ON THE TRUE COMPENSATION OF HIS ART, AND THE “ECONOMIC ASPECT”
“My joy, my pleasure, has always been to participate in the dialogue of art, to be part of a community. How I’m rewarded is by creating something where my mind creates certain secretions and I feel physically charged and I feel connected to the universe and I can feel connected to Manet and Courbet and Velázquez and I can feel connected to the community that created something like the Farnese Hercules. So, that’s the the joy, that’s the pleasure, that’s the value in art.
“The economic aspect that comes sometimes to art is so far removed and so abstracted to me. Of course I’ve always wanted to create a political platform for my work that would help it have as vast an impact as possible. But I’m completely removed from it. When people make statements to me and talk about the money and the prices, I have to think, ‘Who are they talking about?’ Then I have to realize all of a sudden that, oh, that’s associated with me. Because the reward, the value, in art is something completely different that I treasure.”
ON IMPORTANT DEALERS IN HIS LIFE
“Larry Gagosian is a great dealer. He’s a friend.

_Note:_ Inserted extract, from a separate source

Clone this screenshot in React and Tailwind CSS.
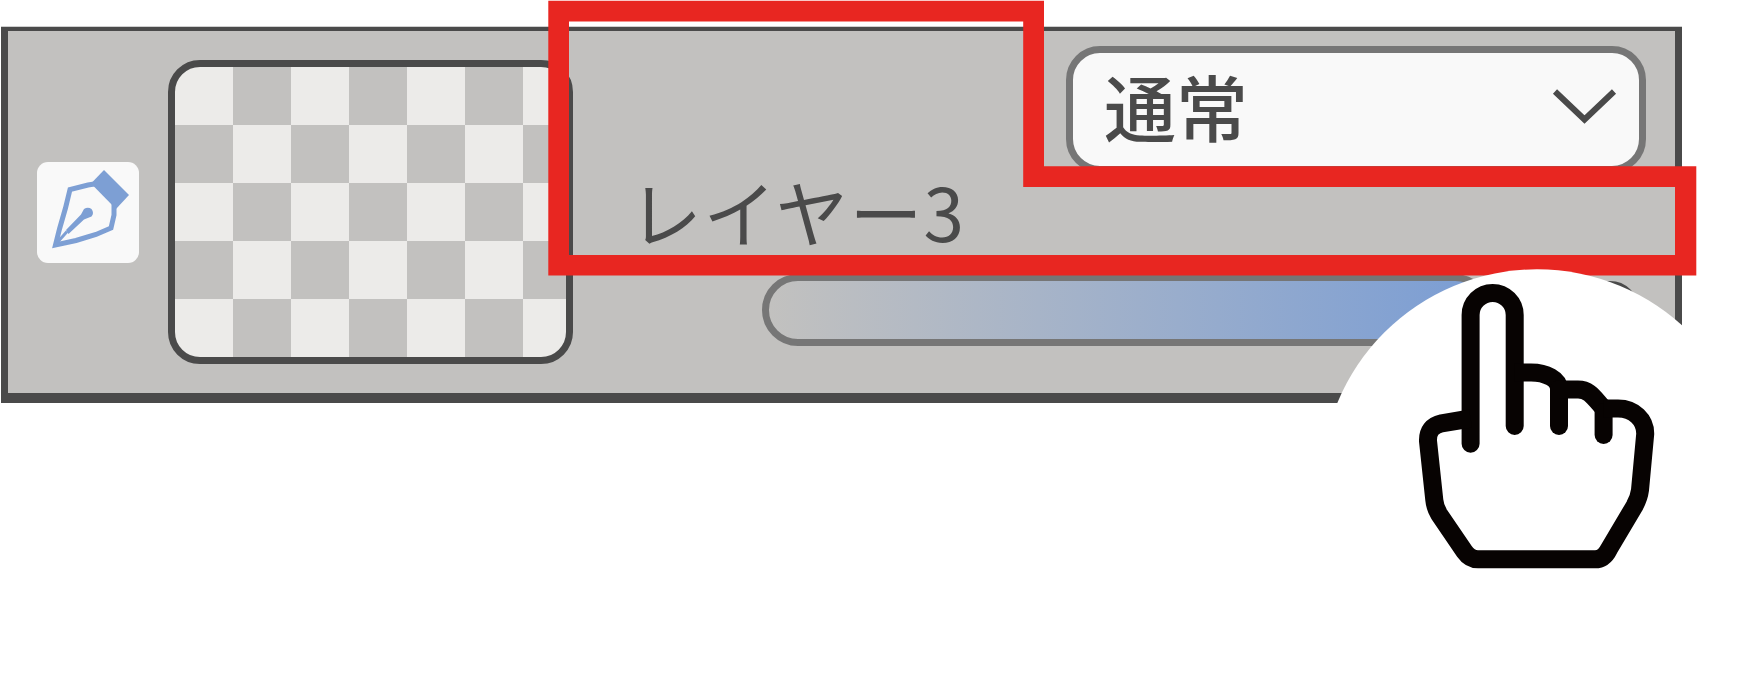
function PenBadge() {
  return (
    <div className="ml-[29px] h-[101px] w-[102px] shrink-0 rounded-[11px] bg-[#f9f9f9]">
      <svg className="block h-full w-full" viewBox="37 162 102 101" fill="none" stroke="#7d9fd4" strokeWidth="5">
        <path d="M104 182.500L88 185L70 189.500L65.500 208L59.500 229L55.500 245L76 240.500L96 234.500L111 228L114 215V204" />
        <path d="M56 244L67 231.500" strokeWidth="3" />
        <path d="M66 230L81 214.500L84 209Q88 206.500 91.500 209Q94.500 213 91.500 216.500L84 219.500L68.500 234Z" fill="#7d9fd4" stroke="none" />
        <path d="M104 170L129 195L116 209L91 183.500Z" fill="#7d9fd4" stroke="none" />
      </svg>
    </div>
  );
}

function Thumbnail() {
  return (
    <div className="mt-[29px] ml-[29px] h-[304px] w-[405px] shrink-0 self-start rounded-[32px] border-[7px] border-[#4a4a4a] bg-[conic-gradient(#c2c1bf_25%,#ecebe9_0_50%,#c2c1bf_0_75%,#ecebe9_0)] bg-[length:116px_116px] bg-origin-padding" />
  );
}

function BlendSelect() {
  return (
    <div className="flex h-[127px] w-[580px] items-center justify-between rounded-[34px] border-[7px] border-[#767676] bg-[#f9f9f9] pr-[21px] pb-[9px] pl-[31px]">
      <span className="text-[72px] leading-none font-medium whitespace-nowrap text-[#4a4a4a]">通常</span>
      <svg className="h-[40px] w-[68px]" viewBox="1550 86 68 40" fill="none" stroke="#4a4a4a" strokeWidth="6">
        <path d="M1555 92.500L1584.500 120.500L1614 92.500" />
      </svg>
    </div>
  );
}

function OpacitySlider() {
  return (
    <div className="ml-[122px] flex items-center">
      <div className="h-[72px] w-[729px] rounded-[36px] border-[7px] border-[#767676] bg-linear-to-r from-[#c2c1bf] to-[#7e9fd3] to-95%" />
      <div className="ml-[50px] h-[58px] w-[98px] rounded-[29px] border-[7px] border-[#4a4a4a]" />
    </div>
  );
}

function Annotation() {
  return (
    <svg className="pointer-events-none absolute inset-0 h-[700px] w-[1752px]" viewBox="0 0 1752 700">
      <path
        fill="#e82621"
        fillRule="evenodd"
        d="M548.300 .700H1044V166.200H1696.300V275.500H548.300ZM569 21.500V255H1675V187H1023.200V21.500Z"
      />
      <circle cx="1537" cy="485.300" r="216" fill="#fff" />
      <g fill="none" stroke="#070302" strokeWidth="18" strokeLinecap="round">
        <path d="M1470.600 443.700V315A22 22 0 0 1 1514.700 315V426" />
        <path strokeLinecap="butt" d="M1514.700 372.500H1531C1546 372.500 1559 379 1559 389V417" />
        <path d="M1559 389V426" />
        <path strokeLinecap="butt" d="M1559 389.500H1578C1590 389.500 1594 398 1605 410" />
        <path d="M1603.600 412V435" />
        <path strokeLinecap="butt" d="M1603.600 408.500H1618C1634 408.500 1645.500 420 1645.200 434L1640 490Q1639 498 1634.500 506L1609 549Q1604 559.300 1595 559.300H1478Q1470 559.300 1464.500 551.500L1439 514Q1435 507.500 1434.300 500L1428 441Q1427.500 426.500 1441.700 423.300L1470.600 418.500" />
      </g>
    </svg>
  );
}

export default function App() {
  return (
    <main className="relative h-[700px] w-[1752px] overflow-hidden bg-white pt-[26px] pl-px font-['Noto_Sans_CJK_JP',sans-serif]">
      <div className="h-px w-[1681px] bg-[#cfcfcf]" />
      <section className="flex h-[376px] w-[1681px] items-center border-x-[7px] border-t-[4px] border-b-[10px] border-[#4a4a4a] bg-[#c2c1bf]">
        <PenBadge />
        <Thumbnail />
        <div className="ml-[67px] flex h-full flex-1 flex-col pt-[15px]">
          <div className="self-end pr-[29px]">
            <BlendSelect />
          </div>
          <div className="h-[101px] pt-px">
            <span className="-ml-[11px] block text-[73px] leading-[72px] tracking-[1.2px] whitespace-nowrap text-[#4a4a4a]">レイヤー3</span>
          </div>
          <OpacitySlider />
        </div>
      </section>
      <Annotation />
    </main>
  );
}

But I have to say that there have been people in my life who have had so much more extreme relevance at my foundation in terms of giving me support. All my friends, other artists, young dealers, but really foremost would be Ileana Sonnabend, who passed away about six years ago. She gave me undeniable, constant support, and no matter what I did she was there. She supported the ‘Banality’ work, the ‘Statuary’ work, the ‘Made in Heaven’ work. She was an amazing force, and she also helped connect me with European culture—she was one of the first to introduce me to Europe and help build some of the connections.”
ON THE DARK SIDE
“You always have to have the other polarity, the other side. I love the philosophical discourse. I can look at my work and I can see the relevance of how important Kierkegaard is, of Either/Or and Being and Nothingness, and Sartre, Nietzsche, Plato. So all of these different philosophical dialogues are very relevant to me, but there’s no other way that I know of to be engaged with he creative process other than first having self-acceptance. Once you accept yourself then you can start to go outwork and focus your interests, and that leads you to the universal vocabulary. I don’t know how else anybody could do it. I’m going to externalize myself and follow your interests? Automatically there’s a disconnect.
“So you have to have self-acceptance, and you have to go through the dark side at the very beginning. The dark side is there—the dark side is what you need to overcome to be able to walk out of Plato’s cave. I think judgement is the dark side, you can remove judgment and anxiety by participating in acceptance, being open to everything—understanding that nothing is sacred, that everything is in play. There’s nothing that can’t be used and incorporated, there’s no disempowerment of the self. When you keep everything in play, automatically you connect to the universal.”
ON SAYING YES TO EVERYTHING
“I’ve always tried to say yes to everything and to be available and to consciously reflect on all opportunities to try to be at the service of my work. I believe that my art has made me a better human being. I try to be a better artist every day. That’s what brings me pleasure, that’s what brings me joy—to reach the highest level of consciousness that I can and to make the freest gesture that I can.”
ON WHAT INSPIRES HIM NOWADAYS
“Everything. But, you know, the only thing you can do as an individual, in no matter what profession, whether you’re an artist or a physician, is to follow your interests. When you follow your interests and you focus on your interests it takes you to a very metaphysical place where you connect with a universal vocabulary, and time and space bend. And that’s the pleasure that I have in life. We all participate in this activity, we all connect to the universal, and we all connect to the history of humankind, and we all put our foot in the future by focusing on our interests and following them. It’s the only thing we can do.”